The work presented in this paper contains a number of limitations which warrants further research. First, bridge pier scour is a complex process which is influenced by numerous parameters, and due to the scope of the project, not all parameters could be examined to their full extent. Specifically, only one Q, y, D, and d50 were tested, and all the tests lied within the clear-water regime. The second limitation to this paper is that only one size of ice covering was used. The ice covering extended in the upstream and downstream direction a far distance from the pier, as to replicate an infinitely long ice cover, but perhaps shorter ice covers, such as ones localized around the pier, could have a different effect on the quantity of pier scour. The third limitation is that the ice cover itself was artificial as the smooth surface consisted of treated plywood and the rough surface consisted of PVC panels. While using artificial materials improves constructability, and the chosen materials were intended to mimic natural river ice, it is possible that natural river ice would induce different flow characteristics. The last limitation is that only one u profile was measured for each test condition and it was collected in the center of the flume upstream of the pier. Additional u profiles would be beneficial as they would create a more detailed flow field; however, this is difficult to achieve with an ADV in the presence of a solid ice cover.

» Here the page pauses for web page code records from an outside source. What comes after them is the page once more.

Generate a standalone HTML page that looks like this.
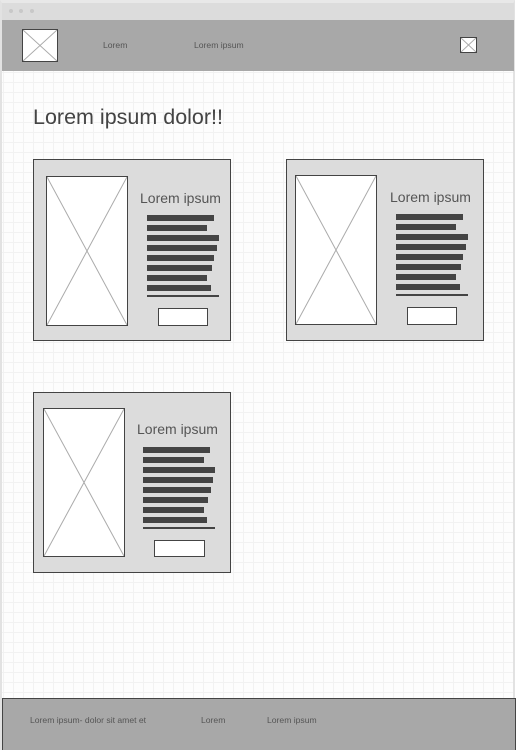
<!DOCTYPE html>
<html><head><meta charset="utf-8"><style>
*{margin:0;padding:0;box-sizing:border-box}
body{width:517px;height:750px;position:relative;overflow:hidden;background:#fff;font-family:"Liberation Sans",sans-serif}
.a{position:absolute}
#page{left:0;top:0;width:515px;height:750px;border:2px solid #e2e2e2;border-top:3px solid #e8e8e8;border-bottom:none;
background-color:#fdfdfd;
background-image:linear-gradient(#f2f2f2 1px,transparent 1px),linear-gradient(90deg,#f2f2f2 1px,transparent 1px);
background-size:10px 10px;background-position:1px 9px}
.card{border:1px solid #444;background:#dcdcdc}
.img{background:#fff;border:1px solid #444}
.img svg{position:absolute;left:0;top:0;width:100%;height:100%}
.bar{position:absolute;height:6px;background:#444}
.btn{background:#fff;border:1px solid #444}
.t{color:#555;white-space:nowrap}
</style></head><body>
<div id="page" class="a"></div>
<div class="a" style="left:2px;top:3px;width:512px;height:17px;background:#dcdcdc"></div>
<div class="a" style="left:9px;top:9px;width:4px;height:4px;border-radius:2px;background:#c8c8c8"></div>
<div class="a" style="left:19px;top:9px;width:4px;height:4px;border-radius:2px;background:#c8c8c8"></div>
<div class="a" style="left:30px;top:9px;width:4px;height:4px;border-radius:2px;background:#c8c8c8"></div>
<div class="a" style="left:2px;top:20px;width:512px;height:51px;background:#a8a8a8"></div>
<div class="a img" style="left:22px;top:29px;width:36px;height:33px"><svg viewBox="0 0 10 10" preserveAspectRatio="none"><path d="M0 0L10 10M10 0L0 10" stroke="#aaa" stroke-width="1" vector-effect="non-scaling-stroke"/></svg></div>
<div class="a t" style="left:103px;top:40px;font-size:8.6px">Lorem</div>
<div class="a t" style="left:194px;top:40px;font-size:8.6px">Lorem ipsum</div>
<div class="a img" style="left:460px;top:37px;width:17px;height:16px"><svg viewBox="0 0 10 10" preserveAspectRatio="none"><path d="M0 0L10 10M10 0L0 10" stroke="#aaa" stroke-width="1" vector-effect="non-scaling-stroke"/></svg></div>
<div class="a" style="left:33px;top:105px;font-size:21.5px;color:#444">Lorem ipsum dolor!!</div>

<!-- card1 -->
<div class="a card" style="left:33px;top:159px;width:198px;height:182px"></div>
<div class="a img" style="left:46px;top:176px;width:82px;height:150px"><svg viewBox="0 0 10 10" preserveAspectRatio="none"><path d="M0 0L10 10M10 0L0 10" stroke="#aaa" stroke-width="1" vector-effect="non-scaling-stroke"/></svg></div>
<div class="a t" style="left:140px;top:190px;font-size:14px">Lorem ipsum</div>
<div class="bar" style="left:147px;top:215px;width:67px"></div>
<div class="bar" style="left:147px;top:225px;width:60px"></div>
<div class="bar" style="left:147px;top:235px;width:72px"></div>
<div class="bar" style="left:147px;top:245px;width:70px"></div>
<div class="bar" style="left:147px;top:255px;width:67px"></div>
<div class="bar" style="left:147px;top:265px;width:65px"></div>
<div class="bar" style="left:147px;top:275px;width:60px"></div>
<div class="bar" style="left:147px;top:285px;width:64px"></div>
<div class="bar" style="left:147px;top:295px;width:72px;height:2px"></div>
<div class="a btn" style="left:158px;top:308px;width:50px;height:18px"></div>

<!-- card2 -->
<div class="a card" style="left:286px;top:159px;width:198px;height:182px"></div>
<div class="a img" style="left:295px;top:175px;width:82px;height:150px"><svg viewBox="0 0 10 10" preserveAspectRatio="none"><path d="M0 0L10 10M10 0L0 10" stroke="#aaa" stroke-width="1" vector-effect="non-scaling-stroke"/></svg></div>
<div class="a t" style="left:390px;top:189px;font-size:14px">Lorem ipsum</div>
<div class="bar" style="left:396px;top:214px;width:67px"></div>
<div class="bar" style="left:396px;top:224px;width:60px"></div>
<div class="bar" style="left:396px;top:234px;width:72px"></div>
<div class="bar" style="left:396px;top:244px;width:70px"></div>
<div class="bar" style="left:396px;top:254px;width:67px"></div>
<div class="bar" style="left:396px;top:264px;width:65px"></div>
<div class="bar" style="left:396px;top:274px;width:60px"></div>
<div class="bar" style="left:396px;top:284px;width:64px"></div>
<div class="bar" style="left:396px;top:294px;width:72px;height:2px"></div>
<div class="a btn" style="left:407px;top:307px;width:50px;height:18px"></div>

<!-- card3 -->
<div class="a card" style="left:33px;top:392px;width:198px;height:181px"></div>
<div class="a img" style="left:43px;top:408px;width:82px;height:149px"><svg viewBox="0 0 10 10" preserveAspectRatio="none"><path d="M0 0L10 10M10 0L0 10" stroke="#aaa" stroke-width="1" vector-effect="non-scaling-stroke"/></svg></div>
<div class="a t" style="left:137px;top:421px;font-size:14px">Lorem ipsum</div>
<div class="bar" style="left:143px;top:447px;width:67px"></div>
<div class="bar" style="left:143px;top:457px;width:61px"></div>
<div class="bar" style="left:143px;top:467px;width:72px"></div>
<div class="bar" style="left:143px;top:477px;width:70px"></div>
<div class="bar" style="left:143px;top:487px;width:68px"></div>
<div class="bar" style="left:143px;top:497px;width:65px"></div>
<div class="bar" style="left:143px;top:507px;width:61px"></div>
<div class="bar" style="left:143px;top:517px;width:64px"></div>
<div class="bar" style="left:143px;top:527px;width:72px;height:2px"></div>
<div class="a btn" style="left:154px;top:540px;width:51px;height:17px"></div>

<!-- footer -->
<div class="a" style="left:2px;top:698px;width:514px;height:52px;background:#a8a8a8;border:1px solid #444;border-bottom:none"></div>
<div class="a t" style="left:30px;top:715px;font-size:8.6px">Lorem ipsum- dolor sit amet et</div>
<div class="a t" style="left:201px;top:715px;font-size:8.6px">Lorem</div>
<div class="a t" style="left:267px;top:715px;font-size:8.6px">Lorem ipsum</div>
</body></html>
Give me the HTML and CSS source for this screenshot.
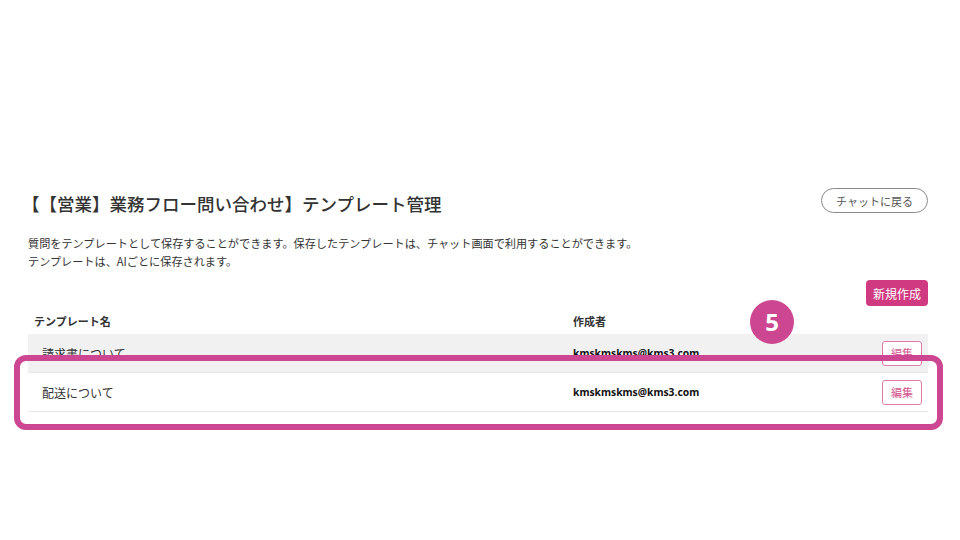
FILE: index.html
```html
<!DOCTYPE html>
<html lang="ja">
<head>
    <meta charset="UTF-8">
    <meta name="viewport" content="width=device-width, initial-scale=1.0">
    <title>テンプレート管理</title>
    <link rel="stylesheet" href="styles.css">
</head>
<body>
    <div class="container">
        <div class="page-header">
            <h1>【【営業】業務フロー問い合わせ】テンプレート管理</h1>
            <button class="back-btn">チャットに戻る</button>
        </div>
        <p class="description">
            質問をテンプレートとして保存することができます。保存したテンプレートは、チャット画面で利用することができます。<br>
            テンプレートは、AIごとに保存されます。
        </p>
        <div class="actions">
            <button class="new-btn">新規作成</button>
        </div>
        <table>
            <colgroup>
                <col class="col-name">
                <col class="col-author">
                <col class="col-action">
            </colgroup>
            <thead>
                <tr>
                    <th>テンプレート名</th>
                    <th>作成者</th>
                    <th></th>
                </tr>
            </thead>
            <tbody>
                <tr class="row-alt">
                    <td>請求書について</td>
                    <td class="author">kmskmskms@kms3.com</td>
                    <td class="action"><button class="edit-btn">編集</button></td>
                </tr>
                <tr>
                    <td>配送について</td>
                    <td class="author">kmskmskms@kms3.com</td>
                    <td class="action"><button class="edit-btn">編集</button></td>
                </tr>
            </tbody>
        </table>

        <!-- annotation overlay -->
        <div class="step-badge">5</div>
        <div class="highlight"></div>
    </div>
</body>
</html>
```

FILE: styles.css
```css
body {
    margin: 0;
    min-height: 540px;
    background-color: #fff;
    font-family: "Noto Sans CJK JP", "Noto Sans", sans-serif;
    color: #333;
}

.container {
    position: relative;
    width: 900px;
    margin-left: 28px;
    padding-top: 188px;
    padding-bottom: 129px;
}

.page-header {
    display: flex;
    justify-content: space-between;
    align-items: flex-start;
}

h1 {
    margin: 4px 0 0 -6px;
    font-size: 17.5px;
    font-weight: 500;
    line-height: 24px;
    color: #333;
    text-spacing-trim: space-all;
}

.back-btn {
    height: 25px;
    padding: 0 14px;
    border: 1px solid #8a8a8a;
    border-radius: 13px;
    background: #fff;
    color: #555;
    font-family: inherit;
    font-size: 11px;
    cursor: pointer;
}

.description {
    margin: 18px 0 0 0;
    font-size: 11.15px;
    line-height: 18px;
    color: #333;
}

.actions {
    display: flex;
    justify-content: flex-end;
    margin-top: 10px;
}

.new-btn {
    height: 26px;
    padding: 0 7px;
    border: none;
    border-radius: 4px;
    background-color: #cf3a80;
    color: #fff;
    font-family: inherit;
    font-size: 12px;
    cursor: pointer;
}

table {
    width: 100%;
    table-layout: fixed;
    border-collapse: collapse;
    margin-top: 2px;
}

.col-name {
    width: 539px;
}

.col-author {
    width: 300px;
}

th {
    height: 26px;
    padding: 0 6px;
    text-align: left;
    font-size: 11px;
    font-weight: 700;
    color: #333;
}

td {
    height: 38px;
    padding: 0 14px;
    font-size: 12px;
    border-bottom: 1px solid #e8e8e8;
}

.row-alt td {
    background-color: #f1f1f1;
}

td.author {
    padding-left: 6px;
    font-family: "Noto Sans", sans-serif;
    font-size: 10.3px;
    font-weight: 700;
    color: #111;
}

td.action {
    padding-right: 6px;
    text-align: right;
}

.edit-btn {
    width: 40px;
    height: 25px;
    padding: 0;
    border: 1px solid #e07aa9;
    border-radius: 3px;
    background: #fff;
    color: #d4558f;
    font-family: inherit;
    font-size: 11px;
    cursor: pointer;
}

.step-badge {
    position: absolute;
    left: 722px;
    top: 300px;
    width: 44px;
    height: 44px;
    border-radius: 50%;
    background-color: #cc4691;
    color: #fff;
    font-family: "Noto Sans", sans-serif;
    font-size: 24px;
    font-weight: 700;
    line-height: 44px;
    text-align: center;
}

.highlight {
    position: absolute;
    left: -14px;
    top: 355px;
    width: 917px;
    height: 63px;
    border: 6px solid #cc4691;
    border-radius: 12px;
}
```
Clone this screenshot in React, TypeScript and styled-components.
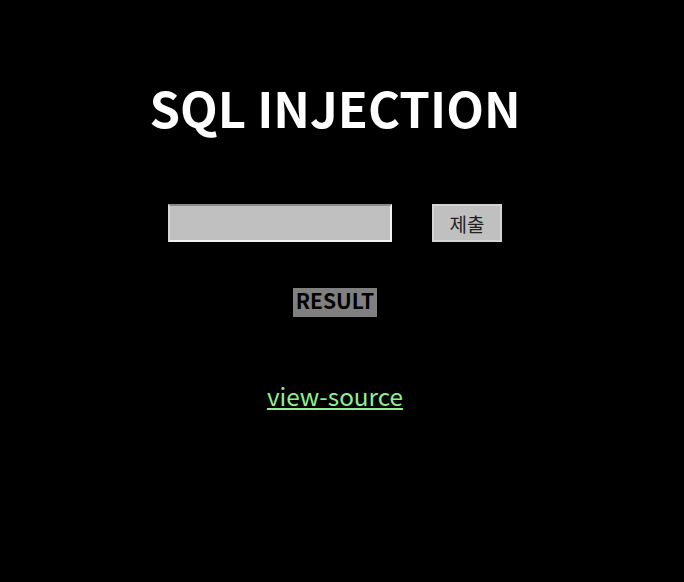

A point worth noting is that when the ice cover was submerged, the flow depth beneath the ice cover consequently reduced. In the absence of an ice cover, the authors acknowledge that a change in flow depth could influence the scour depth. Therefore, the scour depth experienced under a submerged ice cover could be a combination of both the flow pressurization and the reduction in flow depth. Further research is required to distinguish the contribution of both factors.